Lewis Structure Of S2o3 2-

Understanding the Lewis Structure of S₂O₃²⁻ (Thiosulfate Ion)

Introduction

In the intricate world of chemistry, visual representations are key to unlocking the behavior of molecules and ions. Among these, the Lewis structure stands as a fundamental tool, providing a simple yet powerful diagram of how atoms are bonded and where electrons reside. For the thiosulfate ion (S₂O₃²⁻), crafting its correct Lewis structure is a classic exercise that reveals deeper principles of chemical bonding, resonance, and formal charge. This ion is not just an academic puzzle; it plays a vital role in industrial processes like photographic fixing and water treatment. Mastering its structure is essential for predicting its reactivity, geometry, and the very reason for its unique properties. This article will guide you through every step, nuance, and common pitfall in drawing the accurate Lewis structure for S₂O₃²⁻, ensuring you build a rock-solid understanding from the ground up.

Detailed Explanation: What is the Thiosulfate Ion and Why is its Structure Complex?

Before drawing, we must understand our subject.
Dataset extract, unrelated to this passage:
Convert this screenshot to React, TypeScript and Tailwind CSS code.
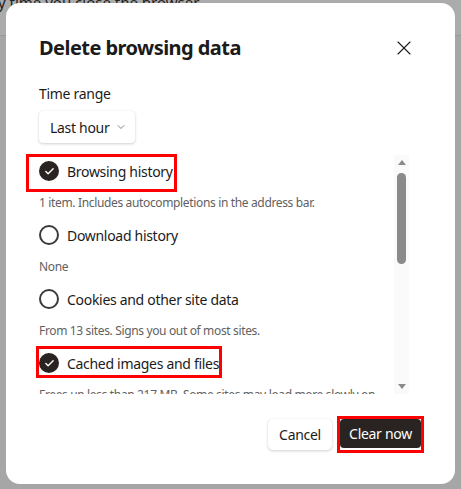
import { Check, ChevronDown, X } from "lucide-react";

interface ItemProps {
  label: string;
  desc: string;
  checked?: boolean;
}

const Item = ({ label, desc, checked }: ItemProps) => {
  return (
    <div className="mb-[8px]">
      <div className="flex h-[32px] items-center gap-[8px]">
        {checked ? (
          <span className="flex h-[20px] w-[20px] items-center justify-center rounded-full bg-[#292421]">
            <Check className="h-[11px] w-[11px] text-white" strokeWidth={3} />
          </span>
        ) : (
          <span className="h-[20px] w-[20px] rounded-full border-2 border-[#3b3b3b]" />
        )}
        <span className="text-[14px] tracking-[-0.3px] text-[#1b1b1b]">{label}</span>
      </div>
      <p className="mt-[7px] pr-[10px] text-[12px] leading-[17px] tracking-[-0.35px] text-[#616161]">
        {desc}
      </p>
    </div>
  );
};

export default function App() {
  return (
    <div
      className="relative h-[489px] w-[461px] overflow-hidden bg-[#a6a6a6] px-[6px] pt-[3px]"
      style={{ fontFamily: '"Noto Sans", "Open Sans", sans-serif' }}
    >
      {/* page behind the dialog */}
      <div className="absolute inset-x-0 top-0 h-[36px] border-b border-[#999] bg-[#ababab]">
        <p className="-mt-[9px] ml-[-2px] text-[15px] text-[#222]">
          y time you close the browser
        </p>
      </div>

      <div className="relative flex h-[481px] flex-col rounded-[14px] bg-white pl-[33px] pr-[52px] pt-[31px]">
        <div className="flex items-center justify-between">
          <h2 className="text-[20px] font-bold leading-[28px] tracking-[-0.55px] text-[#1b1b1b]">
            Delete browsing data
          </h2>
          <X className="mr-[-13px] h-[24px] w-[24px] text-[#1b1b1b]" strokeWidth={1.1} />
        </div>

        <p className="mt-[22px] text-[14px] leading-[20px] tracking-[-0.3px] text-[#1b1b1b]">
          Time range
        </p>
        <button className="mt-[7px] flex h-[32px] w-[96px] items-center gap-[6px] whitespace-nowrap rounded-[4px] bg-white pl-[11px] text-[14px] tracking-[-0.3px] text-[#1b1b1b] shadow-[0_1px_3px_rgba(0,0,0,0.18),0_0_1px_rgba(0,0,0,0.1)]">
          Last hour
          <ChevronDown className="h-[12px] w-[12px] text-[#616161]" strokeWidth={1.5} />
        </button>

        <div className="relative mt-[12px] flex h-[239px] -mr-[6px]">
          <div className="flex-1 overflow-hidden">
            <Item
              checked
              label="Browsing history"
              desc="1 item. Includes autocompletions in the address bar."
            />
            <Item label="Download history" desc="None" />
            <Item
              label="Cookies and other site data"
              desc="From 13 sites. Signs you out of most sites."
            />
            <Item
              checked
              label="Cached images and files"
              desc="Frees up less than 217 MB. Some sites may load more slowly on your next visit."
            />
          </div>

          {/* scrollbar */}
          <div className="flex w-[15px] flex-col items-center bg-[#fafafa] py-[5px]">
            <span className="h-0 w-0 border-x-[4px] border-b-[5px] border-x-transparent border-b-[#8a8a8a]" />
            <span className="mt-[8px] h-[91px] w-[9px] rounded-full bg-[#8a8a8a]" />
            <span className="flex-1" />
            <span className="h-0 w-0 border-x-[4px] border-t-[5px] border-x-transparent border-t-[#8a8a8a]" />
          </div>

          {/* annotation boxes */}
          <span className="pointer-events-none absolute left-[-13px] top-[-1px] h-[38px] w-[151px] border-[3px] border-[#ff0000]" />
          <span className="pointer-events-none absolute left-[-3px] top-[191px] h-[32px] w-[186px] border-[3px] border-[#ff0000]" />
        </div>

        <div className="mt-auto mb-[34px] flex justify-end gap-[8px] mr-[-18px]">
          <button className="h-[31px] w-[64px] rounded-[5px] bg-white text-[14px] tracking-[-0.3px] text-[#1b1b1b] shadow-[0_1px_3px_rgba(0,0,0,0.18),0_0_1px_rgba(0,0,0,0.1)]">
            Cancel
          </button>
          <span className="-m-[3px] border-[3px] border-[#ff0000]">
            <button className="block h-[29px] w-[81px] rounded-[4px] bg-[#292421] text-[14px] tracking-[-0.3px] text-white">
              Clear now
            </button>
          </span>
        </div>
      </div>
    </div>
  );
}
The thiosulfate ion consists of two sulfur atoms and three oxygen atoms, carrying a net charge of -2. Its name hints at its relationship to sulfate (SO₄²⁻): "thio-" indicates that one oxygen atom in sulfate has been replaced by a sulfur atom. This seemingly simple substitution creates a significant challenge for Lewis structure construction because it introduces a central question: which atom is the true central atom, and how do we arrange the bonds to satisfy the octet rule for all atoms while accounting for the overall charge?
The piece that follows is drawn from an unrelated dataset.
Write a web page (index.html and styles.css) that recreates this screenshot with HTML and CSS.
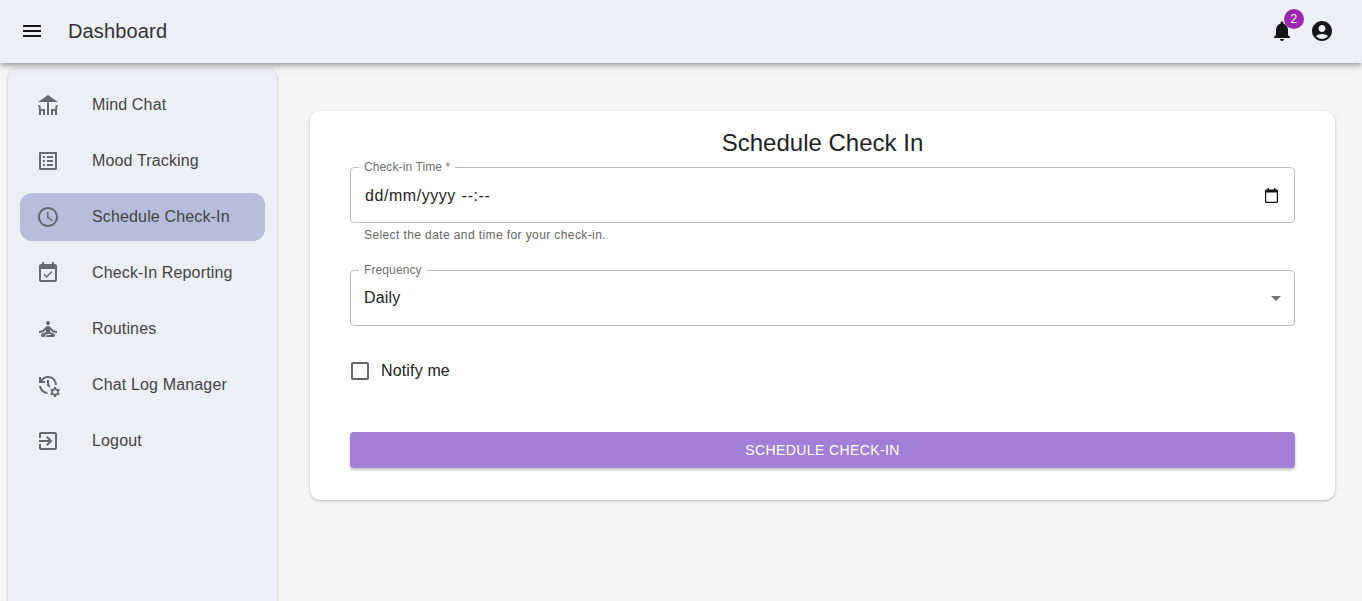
FILE: index.html
```html
<!DOCTYPE html>
<html lang="en">
<head>
<meta charset="utf-8">
<title>Dashboard</title>
<link rel="stylesheet" href="styles.css">
</head>
<body>
<header class="appbar">
  <svg class="icon dark" viewBox="0 0 24 24"><path d="M3 18h18v-2H3v2zm0-5h18v-2H3v2zm0-7v2h18V6H3z"/></svg>
  <h1 class="appbar-title">Dashboard</h1>
  <div class="appbar-actions">
    <span class="bell">
      <svg class="icon dark" viewBox="0 0 24 24"><path d="M12 22c1.1 0 2-.9 2-2h-4c0 1.1.89 2 2 2zm6-6v-5c0-3.07-1.64-5.64-4.5-6.32V4c0-.83-.67-1.5-1.5-1.5s-1.5.67-1.5 1.5v.68C7.63 5.36 6 7.92 6 11v5l-2 2v1h16v-1l-2-2z"/></svg>
      <span class="badge">2</span>
    </span>
    <svg class="icon dark" viewBox="0 0 24 24"><path d="M12 2C6.48 2 2 6.48 2 12s4.48 10 10 10 10-4.48 10-10S17.52 2 12 2zm0 4c1.93 0 3.5 1.57 3.5 3.5S13.93 13 12 13s-3.5-1.57-3.5-3.5S10.07 6 12 6zm0 14c-2.03 0-4.43-.82-6.14-2.88C7.55 15.8 9.68 15 12 15s4.45.8 6.14 2.12C16.43 19.18 14.03 20 12 20z"/></svg>
  </div>
</header>
<div class="shell">
  <nav class="sidebar">
    <a class="nav-item"><svg class="icon" viewBox="0 0 24 24"><path d="M22 9 12 2 2 9h9v13h2V9z"/><path d="M4.14 12l-1.96.37.82 4.37V22h2l.02-4H7v4h2v-6H4.9zm14.96 4H15v6h2v-4h1.98l.02 4h2v-5.26l.82-4.37-1.96-.37z"/></svg><span>Mind Chat</span></a>
    <a class="nav-item"><svg class="icon" viewBox="0 0 24 24"><path d="M19 5v14H5V5h14m1.1-2H3.9c-.5 0-.9.4-.9.9v16.2c0 .4.4.9.9.9h16.2c.4 0 .9-.5.9-.9V3.9c0-.5-.5-.9-.9-.9zM11 7h6v2h-6V7zm0 4h6v2h-6v-2zm0 4h6v2h-6zM7 7h2v2H7zm0 4h2v2H7zm0 4h2v2H7z"/></svg><span>Mood Tracking</span></a>
    <a class="nav-item active"><svg class="icon" viewBox="0 0 24 24"><path d="M11.99 2C6.47 2 2 6.48 2 12s4.47 10 9.99 10C17.52 22 22 17.52 22 12S17.52 2 11.99 2zM12 20c-4.42 0-8-3.58-8-8s3.58-8 8-8 8 3.58 8 8-3.58 8-8 8z"/><path d="M12.5 7H11v6l5.25 3.15.75-1.23-4.5-2.67z"/></svg><span>Schedule Check-In</span></a>
    <a class="nav-item"><svg class="icon" viewBox="0 0 24 24"><path d="M16.53 11.06 15.47 10l-4.88 4.88-2.12-2.12-1.06 1.06L10.59 17l5.94-5.94zM19 3h-1V1h-2v2H8V1H6v2H5c-1.11 0-1.99.9-1.99 2L3 19c0 1.1.89 2 2 2h14c1.1 0 2-.9 2-2V5c0-1.1-.9-2-2-2zm0 16H5V8h14v11z"/></svg><span>Check-In Reporting</span></a>
    <a class="nav-item"><svg class="icon" viewBox="0 0 24 24"><circle cx="12" cy="6" r="2"/><path d="M21 16v-2c-2.24 0-4.16-.96-5.6-2.68l-1.34-1.6c-.38-.46-.94-.72-1.53-.72h-1.05c-.59 0-1.15.26-1.53.72l-1.34 1.6C7.16 13.04 5.24 14 3 14v2c2.77 0 5.19-1.17 7-3.25V15l-3.88 1.55c-.67.27-1.12.93-1.12 1.66C5 19.2 5.8 20 6.79 20H9v-.5c0-1.38 1.12-2.5 2.5-2.5h3c.28 0 .5.22.5.5s-.22.5-.5.5h-3c-.83 0-1.5.67-1.5 1.5v.5h7.21c.99 0 1.79-.8 1.79-1.79 0-.73-.45-1.39-1.12-1.66L14 15v-2.25c1.81 2.08 4.23 3.25 7 3.25z"/></svg><span>Routines</span></a>
    <a class="nav-item"><svg class="icon" viewBox="0 0 24 24"><path d="M22.69 18.37l1.14-1-1-1.73-1.45.49c-.32-.27-.68-.48-1.08-.63L20 14h-2l-.3 1.49c-.4.15-.76.36-1.08.63l-1.45-.49-1 1.73 1.14 1c-.08.5-.08.76 0 1.26l-1.14 1 1 1.73 1.45-.49c.32.27.68.48 1.08.63L18 24h2l.3-1.49c.4-.15.76-.36 1.08-.63l1.45.49 1-1.73-1.14-1c.08-.51.08-.77 0-1.27zM19 21c-1.1 0-2-.9-2-2s.9-2 2-2 2 .9 2 2-.9 2-2 2zM11 7v5.41l2.36 2.36 1.04-1.79-1.4-1.39V7h-2zm10 5c0-4.97-4.03-9-9-9-2.83 0-5.35 1.32-7 3.36V4H3v6h6V8H6.26C7.53 6.19 9.63 5 12 5c3.86 0 7 3.14 7 7h2zm-10.14 6.91c-2.99-.49-5.35-2.9-5.78-5.91H3.06c.5 4.5 4.31 8 8.94 8h.07l-1.21-2.09z"/></svg><span>Chat Log Manager</span></a>
    <a class="nav-item"><svg class="icon" viewBox="0 0 24 24"><path d="M10.09 15.59 11.5 17l5-5-5-5-1.41 1.41L12.67 11H3v2h9.67l-2.58 2.59zM19 3H5c-1.11 0-2 .9-2 2v4h2V5h14v14H5v-4H3v4c0 1.1.89 2 2 2h14c1.1 0 2-.9 2-2V5c0-1.1-.9-2-2-2z"/></svg><span>Logout</span></a>
  </nav>
  <main class="content">
    <section class="card">
      <h2 class="card-title">Schedule Check In</h2>
      <div class="field">
        <label class="field-label">Check-in Time *</label>
        <div class="field-box">
          <span class="date-text"><span>dd/mm/yyyy</span><span>--:--</span></span>
          <svg class="calendar" viewBox="0 0 13 15"><path d="M2.500 0h1.500v1.500h5V0h1.500v1.500H12a1 1 0 0 1 1 1V14a1 1 0 0 1-1 1H1a1 1 0 0 1-1-1V2.500a1 1 0 0 1 1-1h1.500zM1.200 4.500v9.300h10.600V4.500z"/></svg>
        </div>
        <p class="helper">Select the date and time for your check-in.</p>
      </div>
      <div class="field freq">
        <label class="field-label">Frequency</label>
        <div class="field-box">
          <span>Daily</span>
          <svg class="arrow" viewBox="0 0 24 24"><path d="M7 10l5 5 5-5z"/></svg>
        </div>
      </div>
      <label class="check">
        <svg class="check-icon" viewBox="0 0 24 24"><path d="M19 5v14H5V5h14m0-2H5c-1.100 0-2 .9-2 2v14c0 1.100.9 2 2 2h14c1.100 0 2-.9 2-2V5c0-1.100-.9-2-2-2z"/></svg>
        <span>Notify me</span>
      </label>
      <button class="submit" type="button">Schedule Check-In</button>
    </section>
  </main>
</div>
</body>
</html>
```

FILE: styles.css
```css
* { box-sizing: border-box; }
html, body { height: 100%; }
body {
  margin: 0;
  height: 601px;
  overflow: hidden;
  background: #f5f5f5;
  color: rgba(0,0,0,.87);
  font-family: "Liberation Sans", Arial, sans-serif;
  font-size: 16px;
  letter-spacing: .15px;
  display: flex;
  flex-direction: column;
}
.icon { width: 24px; height: 24px; fill: #666a6e; flex: none; display: block; }
.icon.dark { fill: #161616; }

.appbar {
  height: 63px;
  flex: none;
  background: #eceff4;
  display: flex;
  align-items: center;
  padding: 0 28px 2px 20px;
  box-shadow: 0 2px 4px -1px rgba(0,0,0,.2), 0 4px 5px 0 rgba(0,0,0,.14), 0 1px 10px 0 rgba(0,0,0,.12);
  position: relative;
  z-index: 2;
}
.appbar-title { margin: 0 0 0 24px; font-size: 20px; font-weight: 400; color: #333; line-height: 1.6; letter-spacing: .15px; }
.appbar-actions { margin-left: auto; display: flex; gap: 16px; align-items: center; }
.bell { position: relative; display: block; }
.badge {
  position: absolute;
  top: -10px;
  right: -10px;
  width: 20px;
  height: 20px;
  border-radius: 50%;
  background: #9c27b0;
  color: #fff;
  font-size: 12px;
  line-height: 20px;
  text-align: center;
}

.shell { flex: 1; display: flex; min-height: 0; }
.sidebar {
  width: 269px;
  margin: 5px 0 0 8px;
  padding: 13px 12px 0;
  background: #eceff4;
  border-radius: 10px 10px 0 0;
  box-shadow: 0 1px 3px rgba(0,0,0,.3);
  display: flex;
  flex-direction: column;
  gap: 8px;
  flex: none;
}
.nav-item {
  height: 48px;
  display: flex;
  align-items: center;
  padding: 0 16px;
  border-radius: 12px;
  color: #444;
  line-height: 24px;
}
.nav-item .icon { margin-right: 32px; }
.nav-item.active { background: #babdda; }

.content { flex: 1; padding: 48px 27px 0 33px; min-width: 0; }
.card {
  height: 389px;
  background: #fff;
  border-radius: 10px;
  padding: 16px 40px 0;
  box-shadow: 0 1px 3px rgba(0,0,0,.25);
  display: flex;
  flex-direction: column;
}
.card-title { margin: 0; font-size: 24px; font-weight: 400; line-height: 32px; text-align: center; color: #222; height: 40px; letter-spacing: 0; }

.field { position: relative; }
.field.freq { margin-top: 24px; }
.field-label {
  position: absolute;
  top: -7px;
  left: 9px;
  padding: 0 5px;
  background: #fff;
  font-size: 12px;
  line-height: 14px;
  color: #6f6f6f;
  letter-spacing: .11px;
}
.field-box {
  height: 56px;
  border: 1px solid #bfbfbf;
  border-radius: 4px;
  padding: 0 13px;
  display: flex;
  align-items: center;
  justify-content: space-between;
  color: #222;
}
.date-text { display: flex; gap: 6px; padding: 2px 0 0 1px; letter-spacing: .55px; }
.calendar { width: 13px; height: 15px; fill: #111; margin-right: 3px; }
.arrow { width: 24px; height: 24px; fill: #757575; margin-right: -7px; }
.helper {
  margin: 6px 0 0 14px;
  font-size: 12px;
  line-height: 13px;
  letter-spacing: .4px;
  color: #666;
  height: 17px;
}
.check { display: flex; align-items: center; height: 42px; margin-top: 24px; color: #222; }
.check-icon { width: 24px; height: 24px; fill: #666; margin: 0 9px 0 -2px; flex: none; }
.submit {
  height: 36px;
  margin-top: 40px;
  border: 0;
  border-radius: 4px;
  background: #a47fd6;
  color: #fff;
  font: 400 14px/24px "Liberation Sans", Arial, sans-serif;
  letter-spacing: .4px;
  text-transform: uppercase;
  box-shadow: 0 2px 3px rgba(0,0,0,.25);
}
```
The complexity arises from the fact that sulfur, unlike oxygen, can expand its octet (have more than 8 valence electrons) because it has accessible d-orbitals in its valence shell. This ability is crucial here. Furthermore, the ion exhibits resonance, meaning its true electronic structure is an average of several contributing Lewis structures, not any single one. This resonance is key to its stability. Our goal is to draw the most significant contributing structures that minimize formal charges and adhere as closely as possible to the octet rule for the more electronegative oxygen atoms.

Step-by-Step Breakdown: Constructing the Lewis Structure

Let's build the structure methodically, following the standard protocol for any polyatomic ion.

Step 1: Calculate the Total Number of Valence Electrons. This is the foundational step. We sum the valence electrons from all atoms and add electrons for the negative charge.

• Sulfur (S) is in Group 16: 6 valence electrons each. For two S atoms: 2 × 6 = 12 electrons.
• Oxygen (O) is in Group 16: 6 valence electrons each. For three O atoms: 3 × 6 = 18 electrons.
• The ion has a 2- charge, meaning we add 2 extra electrons.
• Total Valence Electrons = 12 + 18 + 2 = 32 electrons. (This equals 16 electron pairs).

Step 2: Choose the Central Atom and Make a Skeleton. The central atom is typically the least electronegative atom (except hydrogen). Here, we have sulfur and oxygen. Oxygen is more electronegative than sulfur. Therefore, sulfur (S) must be the central atom. But we have two sulfurs. The conventional and correct skeleton places one sulfur in the center, bonded to the other sulfur and to the three oxygen atoms. The central sulfur (S_c) is bonded to the terminal sulfur (S_t) and to three oxygen atoms. This gives us a starting structure with four bonds radiating from the central S.

Step 3: Distribute Electrons to Satisfy Octets (First Pass). Place a bonding pair (2 electrons) between the central S and each of its four connected atoms (S_t and three O's). This uses 4 bonds × 2 electrons = 8 electrons. We have 32 - 8 = 24 electrons left. Now, distribute these remaining electrons as lone pairs to the terminal atoms first to satisfy their octets. Each oxygen needs 6 more electrons (3 lone pairs) to complete its octet (since it already has 2 from the bond). Three O atoms × 6 electrons = 18 electrons used. We have 24 - 18 = 6 electrons left. Place these last 6 electrons (3 lone pairs) on the terminal sulfur (S_t). At this point:

• Each O has 2 bonds + 6 lone electrons = 8 electrons (Octet